The big question is what to wear for a natural disaster. I have my shoes picked out but the rest of the look is nagging at me. I don't want to look like some annoying weekender in regulation Ralph: weathered chambray shirt, red washed chinos and a Macintosh carrying a Bottega tote full of duck tape, batteries and Pellegrino. I thought my titanium linen djellaba that John Bartlett did would be cool. I LOVE how it looks in wind, like a sail. It's floor length and not the easiest to run from falling glass or trees so I'll probably opt for my Levi's with stretch, a t-shirt from Ralph Lauren in wide faded stripes, very Opie, that shows off my gym kissed upper body and a baseball cap with my old logo on it. In times like these it's the simple things that matter most. Driving down Main Street just about every shop is boarded up. That is every shop with the exception of Ralph Lauren. I guess he didn't get the memo that God doesn't have a favorite retailer. Even Elie Tahari got that memo and he's usually oblivious to wisdom and good sense.

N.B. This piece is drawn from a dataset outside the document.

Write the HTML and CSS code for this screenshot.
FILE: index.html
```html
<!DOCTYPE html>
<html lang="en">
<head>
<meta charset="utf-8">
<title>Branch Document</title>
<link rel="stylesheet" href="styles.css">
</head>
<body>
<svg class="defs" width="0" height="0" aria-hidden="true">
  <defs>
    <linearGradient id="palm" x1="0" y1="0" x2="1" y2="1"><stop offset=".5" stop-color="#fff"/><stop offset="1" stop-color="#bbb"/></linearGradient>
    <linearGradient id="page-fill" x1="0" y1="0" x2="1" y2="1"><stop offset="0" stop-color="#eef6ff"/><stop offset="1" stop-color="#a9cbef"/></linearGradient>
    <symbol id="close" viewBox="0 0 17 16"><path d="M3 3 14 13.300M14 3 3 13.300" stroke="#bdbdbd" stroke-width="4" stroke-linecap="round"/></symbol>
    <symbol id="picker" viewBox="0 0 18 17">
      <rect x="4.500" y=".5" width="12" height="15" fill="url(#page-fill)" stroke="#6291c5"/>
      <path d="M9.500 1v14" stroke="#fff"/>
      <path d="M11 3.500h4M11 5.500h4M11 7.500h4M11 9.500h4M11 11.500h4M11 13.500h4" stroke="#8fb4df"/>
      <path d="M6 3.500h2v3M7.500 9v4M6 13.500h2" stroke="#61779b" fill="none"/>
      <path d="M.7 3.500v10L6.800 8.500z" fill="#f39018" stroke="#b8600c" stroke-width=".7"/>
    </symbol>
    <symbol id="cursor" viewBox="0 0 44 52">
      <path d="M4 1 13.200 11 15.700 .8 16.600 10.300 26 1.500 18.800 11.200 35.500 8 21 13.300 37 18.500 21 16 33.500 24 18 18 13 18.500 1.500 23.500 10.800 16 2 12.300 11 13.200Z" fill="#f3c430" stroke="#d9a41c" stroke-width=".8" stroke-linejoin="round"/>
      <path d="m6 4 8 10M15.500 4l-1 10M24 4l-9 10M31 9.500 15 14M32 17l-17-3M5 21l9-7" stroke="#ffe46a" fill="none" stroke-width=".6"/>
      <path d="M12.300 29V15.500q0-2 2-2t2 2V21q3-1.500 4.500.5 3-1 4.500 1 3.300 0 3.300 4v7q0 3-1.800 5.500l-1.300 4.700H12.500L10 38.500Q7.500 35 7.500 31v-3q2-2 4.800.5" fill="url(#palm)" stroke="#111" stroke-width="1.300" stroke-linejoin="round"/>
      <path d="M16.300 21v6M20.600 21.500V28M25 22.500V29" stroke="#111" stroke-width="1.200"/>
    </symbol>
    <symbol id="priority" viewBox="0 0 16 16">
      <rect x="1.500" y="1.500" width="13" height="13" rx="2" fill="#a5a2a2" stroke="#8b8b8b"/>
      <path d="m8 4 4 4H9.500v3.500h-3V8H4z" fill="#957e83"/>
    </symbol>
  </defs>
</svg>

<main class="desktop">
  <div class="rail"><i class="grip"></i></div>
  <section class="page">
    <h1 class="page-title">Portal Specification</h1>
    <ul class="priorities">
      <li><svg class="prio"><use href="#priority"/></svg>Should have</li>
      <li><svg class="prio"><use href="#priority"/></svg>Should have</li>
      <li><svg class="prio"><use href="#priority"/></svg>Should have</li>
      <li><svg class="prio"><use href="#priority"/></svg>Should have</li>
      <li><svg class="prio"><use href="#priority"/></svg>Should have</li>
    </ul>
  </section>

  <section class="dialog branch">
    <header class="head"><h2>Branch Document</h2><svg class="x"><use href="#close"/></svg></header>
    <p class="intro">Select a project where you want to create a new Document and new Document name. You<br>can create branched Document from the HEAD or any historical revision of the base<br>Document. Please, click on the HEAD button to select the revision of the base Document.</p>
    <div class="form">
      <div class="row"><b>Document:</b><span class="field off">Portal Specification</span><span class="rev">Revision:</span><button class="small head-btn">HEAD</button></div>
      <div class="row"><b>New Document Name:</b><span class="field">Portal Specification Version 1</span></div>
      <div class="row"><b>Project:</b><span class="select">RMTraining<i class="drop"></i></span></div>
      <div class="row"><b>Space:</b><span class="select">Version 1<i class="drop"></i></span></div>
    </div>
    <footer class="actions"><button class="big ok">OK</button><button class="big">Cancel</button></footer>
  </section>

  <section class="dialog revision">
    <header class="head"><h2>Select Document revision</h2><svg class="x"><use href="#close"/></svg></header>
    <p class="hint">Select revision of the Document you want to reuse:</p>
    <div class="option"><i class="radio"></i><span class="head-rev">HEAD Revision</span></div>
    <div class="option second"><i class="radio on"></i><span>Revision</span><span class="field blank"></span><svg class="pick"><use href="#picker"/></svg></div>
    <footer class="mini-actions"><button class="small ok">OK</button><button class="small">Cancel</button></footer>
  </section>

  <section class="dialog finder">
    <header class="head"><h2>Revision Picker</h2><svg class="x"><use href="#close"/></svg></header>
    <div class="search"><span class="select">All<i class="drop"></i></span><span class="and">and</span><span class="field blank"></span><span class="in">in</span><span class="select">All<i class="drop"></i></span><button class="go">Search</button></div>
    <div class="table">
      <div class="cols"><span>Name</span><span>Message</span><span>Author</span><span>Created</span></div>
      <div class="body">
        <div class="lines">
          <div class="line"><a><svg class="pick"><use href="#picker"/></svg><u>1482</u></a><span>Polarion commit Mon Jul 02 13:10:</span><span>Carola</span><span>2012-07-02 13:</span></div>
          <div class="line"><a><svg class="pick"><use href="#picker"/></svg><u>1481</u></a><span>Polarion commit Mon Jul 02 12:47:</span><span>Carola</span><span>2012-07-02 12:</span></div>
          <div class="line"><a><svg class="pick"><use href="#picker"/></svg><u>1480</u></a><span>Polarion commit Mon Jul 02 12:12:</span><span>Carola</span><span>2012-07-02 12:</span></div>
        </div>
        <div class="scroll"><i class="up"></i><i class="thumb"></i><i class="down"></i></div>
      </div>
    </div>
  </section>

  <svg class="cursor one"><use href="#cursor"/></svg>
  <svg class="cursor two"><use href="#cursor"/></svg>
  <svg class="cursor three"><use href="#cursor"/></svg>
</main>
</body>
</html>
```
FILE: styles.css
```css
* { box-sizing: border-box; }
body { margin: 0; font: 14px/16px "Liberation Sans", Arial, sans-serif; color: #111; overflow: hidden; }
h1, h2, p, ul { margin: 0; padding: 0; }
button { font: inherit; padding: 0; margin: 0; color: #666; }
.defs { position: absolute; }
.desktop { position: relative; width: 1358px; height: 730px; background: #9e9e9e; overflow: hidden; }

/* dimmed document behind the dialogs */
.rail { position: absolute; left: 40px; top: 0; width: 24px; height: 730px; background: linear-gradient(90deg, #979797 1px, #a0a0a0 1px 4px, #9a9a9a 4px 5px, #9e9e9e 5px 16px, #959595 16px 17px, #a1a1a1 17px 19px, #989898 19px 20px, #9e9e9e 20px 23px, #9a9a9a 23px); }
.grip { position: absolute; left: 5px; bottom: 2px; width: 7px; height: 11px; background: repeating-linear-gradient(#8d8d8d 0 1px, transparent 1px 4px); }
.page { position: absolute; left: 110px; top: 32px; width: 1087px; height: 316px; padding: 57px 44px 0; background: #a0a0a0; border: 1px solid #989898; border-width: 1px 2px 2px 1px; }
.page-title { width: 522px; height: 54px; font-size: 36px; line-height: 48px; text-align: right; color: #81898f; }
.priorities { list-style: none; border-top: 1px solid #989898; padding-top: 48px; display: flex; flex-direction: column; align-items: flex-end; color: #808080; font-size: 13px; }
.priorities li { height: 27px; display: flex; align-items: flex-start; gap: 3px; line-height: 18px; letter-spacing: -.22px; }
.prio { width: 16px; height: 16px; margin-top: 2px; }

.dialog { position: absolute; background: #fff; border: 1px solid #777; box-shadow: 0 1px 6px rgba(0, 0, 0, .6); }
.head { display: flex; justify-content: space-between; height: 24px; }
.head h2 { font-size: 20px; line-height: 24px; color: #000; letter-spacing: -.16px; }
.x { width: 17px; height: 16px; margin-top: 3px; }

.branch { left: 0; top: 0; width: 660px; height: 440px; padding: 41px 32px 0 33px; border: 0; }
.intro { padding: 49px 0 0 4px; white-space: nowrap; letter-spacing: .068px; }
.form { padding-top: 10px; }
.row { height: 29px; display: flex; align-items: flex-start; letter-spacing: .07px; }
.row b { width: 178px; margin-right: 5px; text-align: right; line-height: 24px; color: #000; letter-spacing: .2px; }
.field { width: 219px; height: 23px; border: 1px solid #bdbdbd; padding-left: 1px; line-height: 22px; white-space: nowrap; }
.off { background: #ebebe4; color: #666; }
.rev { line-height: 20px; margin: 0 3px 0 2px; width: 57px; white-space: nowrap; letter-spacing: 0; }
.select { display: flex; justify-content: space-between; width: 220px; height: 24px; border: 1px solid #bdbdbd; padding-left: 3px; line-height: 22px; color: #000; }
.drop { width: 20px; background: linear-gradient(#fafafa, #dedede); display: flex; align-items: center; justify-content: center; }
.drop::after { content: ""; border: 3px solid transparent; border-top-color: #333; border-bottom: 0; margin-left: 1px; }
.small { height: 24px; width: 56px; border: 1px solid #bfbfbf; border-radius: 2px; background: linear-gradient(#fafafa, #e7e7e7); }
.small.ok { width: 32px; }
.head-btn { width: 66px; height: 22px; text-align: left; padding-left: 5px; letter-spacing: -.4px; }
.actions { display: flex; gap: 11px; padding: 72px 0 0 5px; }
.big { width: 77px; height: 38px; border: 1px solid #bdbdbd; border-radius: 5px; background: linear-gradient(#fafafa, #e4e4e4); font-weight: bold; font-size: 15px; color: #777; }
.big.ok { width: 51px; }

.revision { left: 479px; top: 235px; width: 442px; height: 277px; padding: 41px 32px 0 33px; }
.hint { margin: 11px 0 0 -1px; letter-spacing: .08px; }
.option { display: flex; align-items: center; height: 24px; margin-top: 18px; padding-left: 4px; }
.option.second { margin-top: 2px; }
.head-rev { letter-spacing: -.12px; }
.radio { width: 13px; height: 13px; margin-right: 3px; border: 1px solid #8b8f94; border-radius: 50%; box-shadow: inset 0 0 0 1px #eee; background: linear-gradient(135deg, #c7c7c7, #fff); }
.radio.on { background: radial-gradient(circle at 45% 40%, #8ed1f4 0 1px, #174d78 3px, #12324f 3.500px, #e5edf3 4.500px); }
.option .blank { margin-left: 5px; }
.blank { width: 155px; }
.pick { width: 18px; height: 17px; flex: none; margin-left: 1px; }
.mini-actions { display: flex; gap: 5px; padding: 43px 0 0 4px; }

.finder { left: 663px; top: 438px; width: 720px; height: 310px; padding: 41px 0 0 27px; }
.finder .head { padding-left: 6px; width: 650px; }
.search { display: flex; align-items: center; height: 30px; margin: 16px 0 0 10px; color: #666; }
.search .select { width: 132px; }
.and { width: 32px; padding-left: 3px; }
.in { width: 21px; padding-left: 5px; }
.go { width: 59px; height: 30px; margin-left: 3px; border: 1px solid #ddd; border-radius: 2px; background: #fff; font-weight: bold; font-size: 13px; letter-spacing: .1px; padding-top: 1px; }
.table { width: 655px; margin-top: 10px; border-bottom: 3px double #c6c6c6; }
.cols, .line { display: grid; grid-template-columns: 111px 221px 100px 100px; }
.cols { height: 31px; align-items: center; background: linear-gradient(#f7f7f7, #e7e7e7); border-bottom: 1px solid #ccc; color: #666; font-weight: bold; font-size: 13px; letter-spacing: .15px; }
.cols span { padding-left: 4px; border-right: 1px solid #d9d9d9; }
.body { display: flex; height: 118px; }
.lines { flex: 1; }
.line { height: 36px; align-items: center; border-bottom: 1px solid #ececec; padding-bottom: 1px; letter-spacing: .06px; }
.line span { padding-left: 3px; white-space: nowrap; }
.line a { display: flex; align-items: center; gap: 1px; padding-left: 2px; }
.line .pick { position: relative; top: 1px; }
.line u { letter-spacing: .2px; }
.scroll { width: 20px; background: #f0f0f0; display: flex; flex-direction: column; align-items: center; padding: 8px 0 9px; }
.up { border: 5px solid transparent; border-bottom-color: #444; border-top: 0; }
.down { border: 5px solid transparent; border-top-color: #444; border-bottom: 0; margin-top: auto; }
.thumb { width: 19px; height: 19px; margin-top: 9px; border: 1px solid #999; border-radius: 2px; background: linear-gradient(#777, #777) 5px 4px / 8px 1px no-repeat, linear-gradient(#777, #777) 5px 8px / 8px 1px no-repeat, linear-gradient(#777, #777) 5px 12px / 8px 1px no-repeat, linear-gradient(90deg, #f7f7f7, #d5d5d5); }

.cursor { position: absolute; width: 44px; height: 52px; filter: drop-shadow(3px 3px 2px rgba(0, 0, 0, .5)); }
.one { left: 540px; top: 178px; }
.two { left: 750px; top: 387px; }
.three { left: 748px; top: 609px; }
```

That brings to mind all the pressing news of late regarding the love lives of super models: Natalia Vodianova having left her billionaire husband only to fall desperately in love with Bernard Arnault's son, Junior. My favorite is Linda Evangelista and her paternity suit against Mr. Pinault. Why another clueless billionaire would accidentally impregnate a woman who is known to not get out of bed for anything less than 20 bucks is madness. Couldn't Natalia find a nice boy with millions from her neighborhood? Why wasn't Salma Hayek enough woman for Mr. Pinault? These guys and gals swim with sharks and then seem surprised when they get mauled. The real tragedy is that we, innocent sun worshippers on the beach of life have to read about it. The fashion press that spoon feeds this garbage as though its pressing news should be tossed into the hurricane churned sea. Daphne Guinness was "too shy" to meet "Lee" [Alexander] McQueen... This from a girl who's whole life is lived in public for the public. It's as rich as she is. These and other more sordid musings go through my head as I await the cyclone. Tape Worm [Carine Roitfeld] and her off spring and their ascendancy to the status of First Family of Fashion is another conundrum. A Barneys ad with them hiding behind ratty hair and smokey eyes does not inspire me to shop there. I'll make do with my humble wardrobe when the rains come. Its absolutely still outside. Weird bugs are flying and crawling which has to have something to do with the theater of weather bearing down on us. The parking lot of Home Depot at exit 64 was home to a swarm of flying, biting ants at 10 last night. It was like some B movie about pestilence. We had to get out of the car after having raced to escape them and brush them off. They were all over our bodies and in our hair, biting through our clothes and crawling everywhere inside the car. No joke. You can't make this shit up.
One thing is abundantly clear to me in all of this. I wouldn't trade that other pair of sensible shoes facing my up to the moment Tretorn puddle stompers for anything. So good luck everybody. Be careful, wear something appropriate and look out for one another. If you can help someone who's alone or in need, do it. I'll do the same.